The people's voice of reason
If the 4th of July has a pre-game, it is June 15th.
On that date in 1215, the Magna Carta was signed, beginning a gradual process of defined individual rights and limiting the power and authority of the British crown. The Declaration of Independence, which outlined the colonists’ desire for freedom from the edicts of King George, is a direct descendant of the Magna Carta.
It would be foolish to argue that the Magna Carta anticipated all the rights and freedoms we enjoy today, but it certainly planted those seeds 806 years ago. Those seeds sprouted in the form of the development of common law and fully germinated in the U.S. Constitution.
Perhaps one of the most unusual rights secured by the Magna Carta is the right to a jury trial; such an integral part of the court system but those who live in common law countries fail to recognize its uniqueness. Modern countries have limited the use of juries as most governments prefer having only a judge make decisions. Juries can be unpredictable and messy with uncertain results at times contrary to desires of the powerful; regardless, English-speaking countries recognize the importance of having individual citizens decide factual disputes and mete out punishment.

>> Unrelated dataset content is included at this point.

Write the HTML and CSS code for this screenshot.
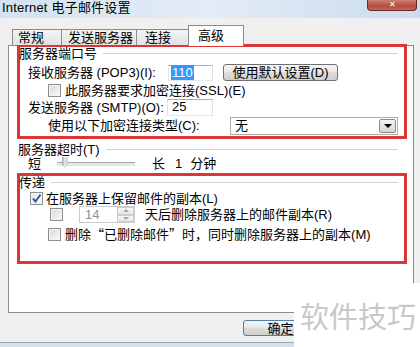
FILE: index.html
```html
<!DOCTYPE html>
<html lang="zh-CN">
<head>
    <meta charset="UTF-8">
    <meta name="viewport" content="width=device-width, initial-scale=1.0">
    <title>Internet 电子邮件设置</title>
    <link rel="stylesheet" href="styles.css">
</head>
<body>
    <div class="window">
        <div class="titlebar">
            <span class="title">Internet 电子邮件设置</span>
            <span class="close-btn">✕</span>
        </div>
        <div class="dialog">
            <div class="tabs">
                <div class="tab tab-1">常规</div>
                <div class="tab tab-2">发送服务器</div>
                <div class="tab tab-3">连接</div>
                <div class="tab tab-active">高级</div>
            </div>
            <div class="panel">
                <div class="mark mark-ports">
                    <div class="legend"><span>服务器端口号</span><i class="legend-line"></i></div>
                    <div class="row row-pop">
                        <span class="lbl lbl-pop">接收服务器 (POP3)(I):</span>
                        <div class="input input-pop"><span class="sel">110</span></div>
                        <button class="btn btn-default">使用默认设置(D)</button>
                    </div>
                    <div class="row row-ssl">
                        <span class="checkbox"></span>
                        <span class="cb-text">此服务器要求加密连接(SSL)(E)</span>
                    </div>
                    <div class="row row-smtp">
                        <span class="lbl lbl-smtp">发送服务器 (SMTP)(O):</span>
                        <div class="input input-smtp">25</div>
                    </div>
                    <div class="row row-enc">
                        <span class="lbl lbl-enc">使用以下加密连接类型(C):</span>
                        <div class="select"><span>无</span><span class="select-arrow"></span></div>
                    </div>
                </div>

                <div class="legend legend-timeout"><span>服务器超时(T)</span><i class="legend-line"></i></div>
                <div class="row row-slider">
                    <span>短</span>
                    <div class="slider"><span class="slider-thumb"></span></div>
                    <span class="long">长</span>
                    <span class="num">1</span>
                    <span class="unit">分钟</span>
                </div>

                <div class="mark mark-deliver">
                    <div class="legend"><span>传递</span><i class="legend-line"></i></div>
                    <div class="row row-keep">
                        <span class="checkbox checked">
                            <svg width="11" height="11" viewBox="0 0 11 11"><path d="M2 5.5 L4.5 8.5 L9.5 1.5" fill="none" stroke="#3f5a9a" stroke-width="2"/></svg>
                        </span>
                        <span class="cb-text">在服务器上保留邮件的副本(L)</span>
                    </div>
                    <div class="row row-days">
                        <span class="checkbox"></span>
                        <div class="spin">
                            <span class="spin-value">14</span>
                            <span class="spin-btns">
                                <span class="spin-up"></span>
                                <span class="spin-down"></span>
                            </span>
                        </div>
                        <span class="days-text">天后删除服务器上的邮件副本(R)</span>
                    </div>
                    <div class="row row-del">
                        <span class="checkbox"></span>
                        <span class="cb-text">删除<span class="q">“</span>已删除邮件<span class="q">”</span>时，同时删除服务器上的副本(M)</span>
                    </div>
                </div>
            </div>
            <div class="footer">
                <button class="btn btn-ok">确定</button>
            </div>
        </div>
        <div class="frame-bottom"></div>
        <div class="watermark">软件技巧</div>
    </div>
</body>
</html>
```

FILE: styles.css
```css
* {
    box-sizing: border-box;
}
body {
    margin: 0;
    background-color: #f0f0f0;
    font-family: "Liberation Sans", "Noto Sans CJK SC", sans-serif;
    font-size: 13px;
    color: #000;
}
.window {
    position: relative;
    width: 420px;
    height: 347px;
    overflow: hidden;
}
.titlebar {
    display: flex;
    height: 18px;
    background: linear-gradient(90deg, #d3e2f1, #e2ecf6 50%, #cbdcee);
}
.title {
    padding: 1px 0 0 2px;
    font-size: 13px;
    line-height: 14px;
    letter-spacing: 0.2px;
}
.close-btn {
    margin-left: auto;
    margin-right: 3px;
    width: 50px;
    height: 11px;
    border: 1px solid #6e2a22;
    border-top: none;
    border-radius: 0 0 4px 4px;
    background: linear-gradient(#c9806f, #b44d3f 60%, #c76454);
    color: #fff;
    font-size: 8px;
    line-height: 10px;
    text-align: center;
}
.dialog {
    height: 324px;
    padding: 7px 6px 0 8px;
    background-color: #f0f0f0;
}
.tabs {
    display: flex;
    align-items: flex-end;
    height: 20px;
    padding-left: 4px;
}
.tab {
    height: 16px;
    border: 1px solid #898c95;
    border-bottom: none;
    background: linear-gradient(#f3f3f3, #e2e2e2);
    padding-left: 6px;
    line-height: 15px;
    white-space: nowrap;
}
.tab-1 {
    width: 50px;
    padding-left: 5px;
}
.tab-2 {
    width: 76px;
    margin-left: -1px;
}
.tab-3 {
    width: 53px;
    margin-left: -1px;
    padding-left: 8px;
}
.tab-active {
    position: relative;
    z-index: 1;
    width: 56px;
    height: 21px;
    margin-left: -1px;
    margin-bottom: -1px;
    padding: 2px 0 0 9px;
    background: #fff;
}
.panel {
    height: 268px;
    border: 1px solid #898c95;
    background-color: #fff;
}
.mark {
    width: 390px;
    margin-left: 8px;
    border: 3px solid #dd3535;
}
.mark-ports {
    height: 95px;
    margin-top: -2px;
}
.mark-deliver {
    height: 91px;
    margin-top: 2px;
}
.legend {
    display: flex;
    align-items: center;
    height: 14px;
    line-height: 14px;
    white-space: nowrap;
}
.mark .legend span {
    margin-left: -1px;
}
.legend-line {
    flex: 1;
    height: 1px;
    margin: 0 6px 1px 6px;
    background-color: #cfd5db;
}
.legend-timeout {
    width: 380px;
    height: 13px;
    margin: 4px 0 0 9px;
}
.legend-timeout .legend-line {
    margin-right: 0;
}
.row {
    display: flex;
    align-items: center;
    white-space: nowrap;
    line-height: 14px;
}
.lbl {
    flex: none;
}
.row-pop {
    height: 17px;
    margin-top: 3px;
    padding-left: 8px;
}
.lbl-pop {
    width: 140px;
}
.input {
    height: 16px;
    border: 1px solid;
    border-color: #abadb3 #dbdfe6 #e3e9ef #e2e3ea;
    background-color: #fff;
    padding-left: 2px;
    line-height: 14px;
}
.input-pop {
    width: 45px;
}
.sel {
    padding: 0 1px;
    background-color: #3399ff;
    color: #fff;
}
.btn {
    font-family: inherit;
    font-size: 13px;
    color: #000;
    border: 1px solid #707070;
    border-radius: 3px;
    background: linear-gradient(#f4f4f4, #ebebeb 45%, #dddddd 50%, #cfcfcf);
    padding: 0;
    line-height: 13px;
}
.btn-default {
    width: 115px;
    height: 17px;
    margin-left: 10px;
}
.row-ssl {
    height: 13px;
    margin-top: 3px;
    padding-left: 28px;
}
.checkbox {
    flex: none;
    display: flex;
    align-items: center;
    justify-content: center;
    width: 13px;
    height: 13px;
    border: 1px solid #8e8f8f;
    background: linear-gradient(135deg, #d8d8d8, #fbfbfb);
    box-shadow: inset 0 0 0 1px #f4f4f4;
}
.checked {
    background: linear-gradient(135deg, #e4e9f2, #fbfbfb);
}
.row-ssl .cb-text {
    margin-left: 4px;
}
.row-smtp {
    height: 17px;
    margin-top: 2px;
    padding-left: 8px;
}
.lbl-smtp {
    width: 139px;
}
.input-smtp {
    width: 46px;
    height: 17px;
    padding-left: 4px;
}
.row-enc {
    height: 18px;
    margin-top: 1px;
    padding-left: 28px;
}
.lbl-enc {
    width: 182px;
}
.select {
    display: flex;
    align-items: center;
    width: 168px;
    height: 18px;
    border: 1px solid #abadb3;
    background-color: #fff;
    padding-left: 4px;
}
.select-arrow {
    display: flex;
    align-items: center;
    justify-content: center;
    margin-left: auto;
    margin-right: 1px;
    width: 17px;
    height: 14px;
    border: 1px solid #8a8a8a;
    border-radius: 2px;
    background: linear-gradient(#f5f5f5, #d4d4d4);
}
.select-arrow::after {
    content: "";
    border-left: 4px solid transparent;
    border-right: 4px solid transparent;
    border-top: 4px solid #000;
}
.row-slider {
    height: 14px;
    margin-top: 1px;
    padding-left: 19px;
}
.slider {
    position: relative;
    width: 78px;
    height: 14px;
    margin-left: 16px;
}
.slider::before {
    content: "";
    position: absolute;
    left: 0;
    right: 0;
    top: 5px;
    height: 3px;
    border-top: 1px solid #a8a8a8;
    border-bottom: 1px solid #fff;
    background-color: #e6e6e6;
}
.slider-thumb {
    position: absolute;
    left: 5px;
    top: 0;
    width: 6px;
    height: 11px;
    background: linear-gradient(90deg, #9a9a9a, #e4e4e4 40%, #cfcfcf);
    clip-path: polygon(0 0, 100% 0, 100% 70%, 50% 100%, 0 70%);
}
.long {
    margin-left: 17px;
}
.num {
    margin-left: 10px;
}
.unit {
    margin-left: 8px;
}
.row-keep {
    height: 13px;
    margin-top: 2px;
    padding-left: 10px;
}
.row-keep .cb-text {
    margin-left: 3px;
}
.row-days {
    height: 17px;
    margin-top: 1px;
    padding-left: 30px;
}
.spin {
    display: flex;
    width: 56px;
    height: 17px;
    margin-left: 16px;
    border: 1px solid #c9ccd1;
    background-color: #fff;
}
.spin-value {
    flex: 1;
    padding-left: 5px;
    color: #8f8f8f;
    line-height: 15px;
}
.spin-btns {
    display: flex;
    flex-direction: column;
    width: 17px;
}
.spin-up,
.spin-down {
    display: flex;
    align-items: center;
    justify-content: center;
    flex: 1;
    border: 1px solid #cdcdcd;
    background: linear-gradient(#f7f7f7, #e8e8e8);
}
.spin-up::after {
    content: "";
    border-left: 3px solid transparent;
    border-right: 3px solid transparent;
    border-bottom: 3px solid #a5a5a5;
}
.spin-down::after {
    content: "";
    border-left: 3px solid transparent;
    border-right: 3px solid transparent;
    border-top: 3px solid #a5a5a5;
}
.days-text {
    margin-left: 10px;
}
.row-del {
    height: 13px;
    margin-top: 5px;
    padding-left: 28px;
}
.row-del .cb-text {
    margin-left: 4px;
}
.q {
    font-family: "Noto Sans CJK SC", sans-serif;
}
.footer {
    padding: 7px 0 0 235px;
}
.btn-ok {
    width: 75px;
    height: 16px;
    border-color: #4f7fab;
}
.frame-bottom {
    height: 5px;
    border-top: 1px solid #9aa9b8;
    background-color: #d3e0ee;
}
.watermark {
    position: absolute;
    right: 0;
    bottom: 0;
    width: 126px;
    height: 64px;
    padding-left: 6px;
    background-color: #fff;
    color: #c8c8c8;
    font-family: "Noto Sans CJK SC", sans-serif;
    font-size: 29px;
    line-height: 64px;
    white-space: nowrap;
}
```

Judges were typically appointed by the King, and, while learned in the law, were often unfamiliar with the standards of the community they judged. Juries were developed to provide a commonsense approach to the law, to provide a check on the crown’s power expressed through judges and to achieve a sense of factual fairness.
The international community discusses the rule of law and debates fundamental human rights, yet most countries restrict the jury system. Inasmuch as individual rights are touted and basic freedoms extolled, juries are given short shrift. Fair trials are demanded in a host of international legal agreements, but in the Universal Declaration of Human Rights and the European Convention of Human Rights, there is no right to a trial by jury.
The Magna Carta set in motion a concept that in order for the law to be fair, community leaders needed to be a part of the process. Demanding fairness is easy to mandate but assuring fairness and acceptability of decisions requires a jury. The signatories to Magna Carta understood what moderns seem to forget.
The populism reflected in the jury system is simply not something the legal process of other countries tolerate; most are afraid of the common sense of their average citizens.
The language in the Magna Carta provided that punishments, proceedings and prosecutions required “… the lawful judgment of peers and by the law of the land.” This idea was cultivated by the English legal system until it expanded to include not only criminal cases, but civil cases, as well.
And the decision of a jury was respected to the point that any factual finding by a jury could not be altered by a judge. This served to limit judicial power and balance the interest of the crown with the community.
Before the American Revolution, various taxes imposed on the colonists were enforced in courts with appointed judges but no juries. Omitting juries outraged colonial lawyers, who realized the crown’s end run was the denial of fundamental rights they previously enjoyed.
These rights were further limited when royal governors attempted to
override jury verdicts when the results were unfavorable to the crown. Just like dictators today, autocrats throughout history were afraid of a commonsense citizenry integrally involved with the legal system.
One argument against allowing any review of a jury’s decision was that to do so, substituted the royal governor for a “jury of peers.” When the King limited the use of juries, the colonists were so antagonized that many leading citizens begin to contemplate a separation from England. But, in any separation, the system of common law and the right to a trial by jury would remain, albeit unrestrained by a monarch. In a sense, diminishing jury trials started the move toward independence.
When the U.S. Constitution was drafted following the hard-fought revolution, there was no guarantee to a trial by jury. To remedy this omission, and not wanting to rely on custom alone, an enumerated bill of rights was proposed to guarantee a right to a trial by jury in criminal matters in the Sixth Amendment. But the Bill of Rights went one step further; and, with the Seventh Amendment, provided that the right to a trial by jury would also apply in civil cases:
“In suits at common law . . . the right of trial by jury shall be preserved, and no fact tried by a jury shall be otherwise re-examined in any court of the United States, according to the rules of common law.”
Under the English legal system, juries were used in civil cases, but in an abundance of caution, the founders wanted to make certain this fundamental right could not be eliminated by a later government; a written bill of rights guaranteed this.
Thus, a legal system impaneling a jury is so accepted that we find it odd when other countries have only a judge. Former U. S. Supreme Court Chief
Justice William Rehnquist acknowledged, “The right to trial by jury in civil cases at common law is fundamental to our history and jurisprudence.”
The jury system we rely on to resolve disputes assigns average citizens an important role in our legal system. Beginning with the Magna Carta, the right to a trial by jury, though limited, was initiated as part of the common law that grew into the system we accept wholeheartedly today.
Some 806 years ago, the concept began as a test of strength between the monarchy and nobles, spawning a fundamental right unique in the world.
Our Declaration of Independence and Constitution owe much to their ancestor, the Magna Carta.